As I noted yesterday, I’ve finished Varoufakis. Having now read three introductory economics textbooks, and six general-readership introductions to economic thought, I’ll say that Foundations of Economics: A Beginner’s Companion is by far the most careful, critical, evenhanded, and accessible introduction to the field that I’ve encountered. While I was a little disappointed by his ultimate outing of himself as a Marxist (not that I have anything against Marxists; it’s more that I wanted to see someone from the neoclassicist camp making such a strong and apparently fair-minded critique of mainstream economic assumptions), I have to say that he’s a lot more evenhanded than most of the Marxists I’ve read, and he’s very clearly got a deep familiarity with neoclassicist chapter and verse.
For a last quotation, I’ll offer his indictment of the individualist underpinnings of freeper economics, which dovetails nicely with the ways some folks (including me) have begun to problematize the rhetorics of individualist working-class authenticity:
“what the new dominant, pro-market theory of society is telling you is that you have one option: to adapt yourselves and your ideas to the world around you. Abandon all notions of altering society by bringing people together and asking them to campaign so that a collective agency, such as the State, can take steps to limit exploitation, oppressions, poverty, illness, etc unless no one is to lose any privileges in the process. Collective action is out. The only option is private, individual pursuits which recognise the right of the rich and powerful to remain so unless they choose not to” (288). I’ve protested elsewhere that, despite my fundamental agreement with Marx’s critique of capitalism, I don’t consider myself a Marxist. Here, I suppose I ought to acknowledge that, despite my fundamental agreement with the critique Varoufakis offers of the supremacy of individualism, I can’t really name myself as belonging to either of the camps that one would think might be etymologically opposed to individualism: “communism” or “socialism”. I’m not sure where that leaves me, save for the observation that the strongest symbol of strength in solidarity is the Roman fasces. A good reminder to be careful about going too far with critiques of individualist philosophies.

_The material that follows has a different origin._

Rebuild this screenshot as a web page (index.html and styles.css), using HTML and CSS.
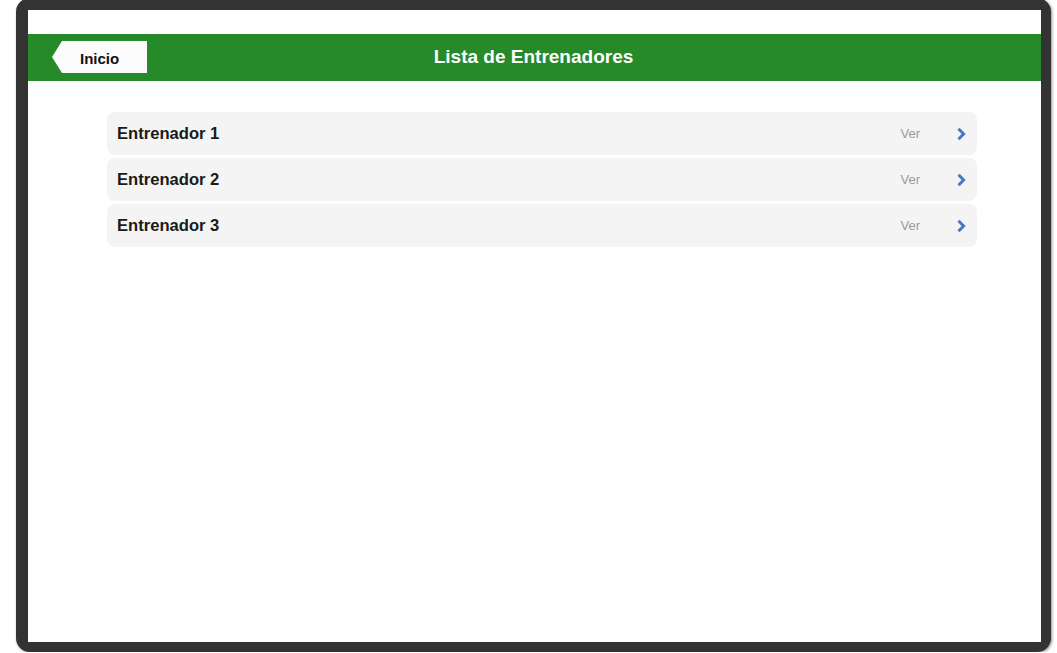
FILE: index.html
```html
<!DOCTYPE html>
<html lang="es">
<head>
<meta charset="utf-8">
<title>Lista de Entrenadores</title>
<link rel="stylesheet" href="styles.css">
</head>
<body>
<div class="device">
  <div class="screen">
    <div class="statusbar"></div>
    <header class="navbar">
      <a class="back"><span class="back-label">Inicio</span></a>
      <h1 class="title">Lista de Entrenadores</h1>
    </header>
    <ul class="list">
      <li class="item"><span class="name">Entrenador 1</span><span class="ver">Ver</span><svg class="chev" width="11" height="14" viewBox="0 0 11 14"><path d="M2.5 1.8 L7.6 7 L2.5 12.2" fill="none" stroke="#4a77c4" stroke-width="3" stroke-linejoin="miter"/></svg></li>
      <li class="item"><span class="name">Entrenador 2</span><span class="ver">Ver</span><svg class="chev" width="11" height="14" viewBox="0 0 11 14"><path d="M2.5 1.8 L7.6 7 L2.5 12.2" fill="none" stroke="#4a77c4" stroke-width="3" stroke-linejoin="miter"/></svg></li>
      <li class="item"><span class="name">Entrenador 3</span><span class="ver">Ver</span><svg class="chev" width="11" height="14" viewBox="0 0 11 14"><path d="M2.5 1.8 L7.6 7 L2.5 12.2" fill="none" stroke="#4a77c4" stroke-width="3" stroke-linejoin="miter"/></svg></li>
    </ul>
  </div>
</div>
</body>
</html>
```

FILE: styles.css
```css
html, body {
  margin: 0;
  padding: 0;
  background: #ffffff;
  overflow: hidden;
  font-family: "Liberation Sans", Arial, sans-serif;
}

.device {
  box-sizing: border-box;
  width: 1035px;
  height: 654px;
  margin: -2px 0 0 16px;
  border-style: solid;
  border-color: #333333;
  border-width: 12px 10px 10px 12px;
  border-radius: 14px;
  box-shadow: 1px 1px 3px rgba(0, 0, 0, 0.45);
  background: #ffffff;
}

.screen {
  height: 100%;
  background: #ffffff;
  display: flex;
  flex-direction: column;
}

.statusbar {
  height: 24px;
  flex: none;
}

.navbar {
  height: 47px;
  flex: none;
  background: #258a27;
  display: flex;
  align-items: center;
  justify-content: center;
  position: relative;
}

.title {
  margin: -3px 2px 0 0;
  color: #ffffff;
  font-size: 19px;
  font-weight: bold;
  line-height: 1;
}

.back {
  position: absolute;
  left: 24px;
  top: 7px;
  height: 32px;
  width: 95px;
  display: flex;
  align-items: center;
  background: #fbfbfb;
  clip-path: polygon(0 50%, 10px 0, 100% 0, 100% 100%, 10px 100%);
}

.back-label {
  font-size: 15px;
  font-weight: bold;
  color: #111111;
  padding-left: 28px;
  padding-top: 2px;
}

.list {
  list-style: none;
  margin: 31px 64px 0 79px;
  padding: 0;
  display: flex;
  flex-direction: column;
  gap: 3px;
}

.item {
  height: 43px;
  background: #f4f4f4;
  border-radius: 8px;
  display: flex;
  align-items: center;
  padding: 0 10px 0 10px;
}

.name {
  flex: 1;
  font-size: 16.6px;
  font-weight: bold;
  color: #1a1a1a;
}

.ver {
  font-size: 13px;
  color: #9a9a9a;
  margin-right: 36px;
}

.chev {
  display: block;
}
```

I’ll be taking a break from the economics stuff for a couple weeks: I’ve got to write the paper (“Empire and the Dissipation of Public Discourse: Some Lessons from Tacitus for the World Wide Web”) that I’m presenting at RSA in Austin at the end of May, which means reading a lot more Tacitus — yes, there was a reason for that reference to the fasces in the previous paragraph — and reading, also, Hardt and Negri. While it’s not quite directly connected to my dissertation, the economic imperialism and Web theory stuff are close enough to help me do a little bit of different thinking about the economies and literacies of class in the wired writing classroom.
And if you don’t already love the Romans, I’m hoping you’ll bear with me. They’re a supremely weird culture, but the most unsettling part about reading them is that they’re also so damn familiar. We might idealize classical Athenian democracy, but Americans — when we look in the mirror — know that we’re much, much closer to Rome’s deeply conservative commercial-agrarian society and all its terrible excesses.
And Britain plays Greece to our Rome?
This tangentially reminds me that I need to look for something on how the US Founding Fathers thought about the slavery of antiquity, and whether it affected their lawmaking at all.
Actually, no, and it’s interesting that you bring it up: Edward Gibbon deeply wanted to believe in Britain’s parallels to the fading glories of Rome, and others have suggested correcting him by drawing the parallel you draw, but if we’re going to go that far, I think Britain would be the Etruscans — the assimilated ancestors — of our Rome, and the part of Greece, the weaker nation that Rome viewed as deeply effeminate and yet somehow culturally superior, the nation of more radical politics, the nation whose language was spoken by the aristocracy, the nation from whom came many of the intellectuals of the age, would be, of course, France.
But that’s the problem in drawing these parallels, as I’ve been doing: they only go so far, and it’s really kinda silly to say, “Look, the US is just like Rome.” Which makes me ask: sure, we can learn from history — but how much? How far should the drawing of historical parallels go?
I would be considering the accuracy of historical parallels, but for petty political reasons I am reveling in France’s ascension instead. Aw, that’s a cute line, and the kick in the tail is that France has so little joy to expect from it.